Certainly every band can’t do what Radiohead did, but many groups could, and there are important lessons here about variable pricing—we don’t pay the same amount for a Honda that we pay for a BMW. Why expect us to pay for a rookie what we’d pay for Radiohead? New CDs tend to be priced between $12 and $17, but perhaps that needs to be rethought. More than that, there are lessons to be learned about properly using the Internet to sell music. The music biz has been unable to come up with a peace accord that would put all the music there is for sale on one site, so iTunes remains the monster of Internet music retailing. Now, a recent dispute about royalties may force the price per song above 99 cents and Steve Jobs says he may shutter the iTunes store. If that happens, the music biz may be looking for its own bailout package and none will be forthcoming.

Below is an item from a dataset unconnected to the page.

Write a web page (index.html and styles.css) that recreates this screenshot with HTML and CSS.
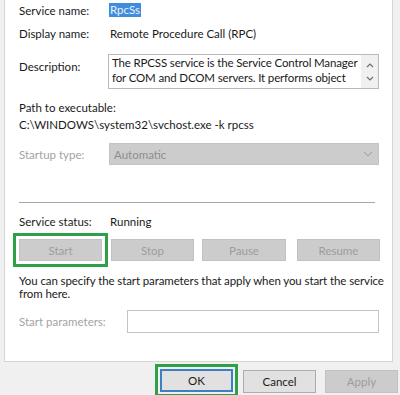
FILE: index.html
```html
<!DOCTYPE html>
<html lang="en">
<head>
  <meta charset="UTF-8">
  <title>RPCSS Properties</title>
  <link rel="stylesheet" href="styles.css">
</head>
<body>
  <div class="panel">
    <div class="row name-row">
      <span class="label">Service name:</span>
      <span class="selected">RpcSs</span>
    </div>
    <div class="row display-row">
      <span class="label">Display name:</span>
      <span>Remote Procedure Call (RPC)</span>
    </div>
    <div class="row desc-row">
      <span class="label">Description:</span>
      <div class="desc-box">
        <div class="desc-text">
          <div>The RPCSS service is the Service Control Manager</div>
          <div>for COM and DCOM servers. It performs object</div>
        </div>
        <div class="scroll">
          <svg width="10" height="28" viewBox="0 0 10 28"><path d="M2 9 L5 6 L8 9" fill="none" stroke="#6e6e6e" stroke-width="1.2"/><path d="M2 19 L5 22 L8 19" fill="none" stroke="#6e6e6e" stroke-width="1.2"/></svg>
        </div>
      </div>
    </div>
    <div class="path-block">
      <div>Path to executable:</div>
      <div>C:\WINDOWS\system32\svchost.exe -k rpcss</div>
    </div>
    <div class="row startup-row">
      <span class="label disabled">Startup type:</span>
      <div class="select">
        <span>Automatic</span>
        <svg width="10" height="6" viewBox="0 0 10 6"><path d="M1 1 L5 5 L9 1" fill="none" stroke="#9a9a9a" stroke-width="1"/></svg>
      </div>
    </div>
    <div class="sep"></div>
    <div class="row status-row">
      <span class="label">Service status:</span>
      <span>Running</span>
    </div>
    <div class="btn-row">
      <div class="highlight"><button class="btn">Start</button></div>
      <button class="btn stop">Stop</button>
      <button class="btn pause">Pause</button>
      <button class="btn resume">Resume</button>
    </div>
    <p class="hint">You can specify the start parameters that apply when you start the service<br>from here.</p>
    <div class="row params-row">
      <span class="label wide disabled">Start parameters:</span>
      <div class="input"></div>
    </div>
  </div>
  <div class="footer">
    <div class="highlight ok-wrap"><button class="fbtn ok">OK</button></div>
    <button class="fbtn cancel">Cancel</button>
    <button class="fbtn off">Apply</button>
  </div>
</body>
</html>
```
FILE: styles.css
```css
body {
  margin: 0;
  background-color: #f0f0f0;
  font-family: "Lato", "Liberation Sans", sans-serif;
  font-size: 11.5px;
  color: #1a1a1a;
  width: 400px;
  height: 395px;
  overflow: hidden;
}
.panel {
  background-color: #fff;
  margin: 0 7px 0 4px;
  border: 1px solid #d6d6d6;
  border-top: none;
  height: 362px;
  padding-left: 14px;
  padding-top: 2px;
  box-sizing: border-box;
}
.row {
  display: flex;
  align-items: center;
  line-height: 15px;
}
.label {
  width: 91px;
  flex-shrink: 0;
}
.label.wide {
  width: 108px;
}
.disabled {
  color: #a3a3a3;
}
.name-row {
  height: 16px;
}
.selected {
  background-color: #3f8ddd;
  color: #eaf2fb;
  padding: 0 1px;
  line-height: 14px;
  margin-left: -1px;
}
.display-row {
  margin-top: 8px;
}
.desc-row {
  margin-top: 13px;
  align-items: flex-start;
}
.desc-row .label {
  padding-top: 5px;
}
.desc-box {
  width: 271px;
  height: 35px;
  border: 1px solid #b9b9b9;
  box-sizing: border-box;
  display: flex;
  margin-left: -2px;
}
.desc-text {
  flex: 1;
  padding: 0 0 0 3px;
  line-height: 15px;
  overflow: hidden;
  white-space: nowrap;
  letter-spacing: -0.15px;
}
.scroll {
  width: 17px;
  background-color: #f0f0f0;
  display: flex;
  justify-content: center;
  align-items: center;
}
.path-block {
  margin-top: 10px;
  line-height: 17px;
}
.startup-row {
  margin-top: 10px;
}
.select {
  width: 270px;
  height: 22px;
  background-color: #cccccc;
  border: 1px solid #c4c4c4;
  box-sizing: border-box;
  display: flex;
  align-items: center;
  justify-content: space-between;
  padding: 0 5px 0 4px;
  color: #8e8e8e;
  margin-left: -1px;
}
.sep {
  height: 1px;
  background-color: #a8a8a8;
  width: 356px;
  margin-top: 37px;
}
.status-row {
  margin-top: 11px;
}
.btn-row {
  display: flex;
  align-items: center;
  margin-top: 4px;
  margin-left: -6px;
}
.highlight {
  border: 3px solid #2ea048;
  padding: 3px;
}
.btn {
  width: 83px;
  height: 22px;
  background-color: #cccccc;
  border: 1px solid #c2c2c2;
  font-family: inherit;
  font-size: 11.5px;
  color: #9d9d9d;
  margin: 0;
  padding: 0;
}
.btn.stop {
  margin-left: 3px;
}
.btn.pause {
  margin-left: 8px;
  width: 84px;
}
.btn.resume {
  margin-left: 11px;
}
.hint {
  margin: 7px 0 0;
  line-height: 13px;
  white-space: nowrap;
  letter-spacing: -0.1px;
}
.params-row {
  margin-top: 10px;
}
.input {
  width: 252px;
  height: 23px;
  border: 1px solid #c4c4c4;
  box-sizing: border-box;
}
.footer {
  display: flex;
  align-items: flex-start;
  margin-top: 2px;
  padding-left: 155px;
}
.ok-wrap {
  padding: 2px;
}
.fbtn {
  width: 73px;
  height: 23px;
  background-color: #e1e1e1;
  border: 1px solid #adadad;
  font-family: inherit;
  font-size: 11.5px;
  color: #1a1a1a;
  margin: 0;
  padding: 0;
}
.fbtn.ok {
  border: 2px solid #3c7fc7;
}
.fbtn.cancel {
  margin: 6px 0 0 5px;
}
.fbtn.off {
  margin: 6px 0 0 9px;
  background-color: #cccccc;
  border-color: #c2c2c2;
  color: #9d9d9d;
}
```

Indeed, the future may be the end of the label system. In the past artists have gotten 10 cents for every dollar made by their music—according to the Freakonomics guys, prostitutes do better. Artists should consider cutting their pimps loose and selling or giving away their music through self-generated websites. The free, legal music and some blogging from the band (written and photo) would keep the site well-trafficked by fans and the curious. (Kanye already has a hot blog through which he shares music, photos, and ideas.)

A band could border the site with hi-priced ads and also promote those things that have always been the prime revenue generators for recording artists: their tours, their merchandise, and their commercial sponsorships. That’s right, ho’s, I’m saying it: Be your own pimp.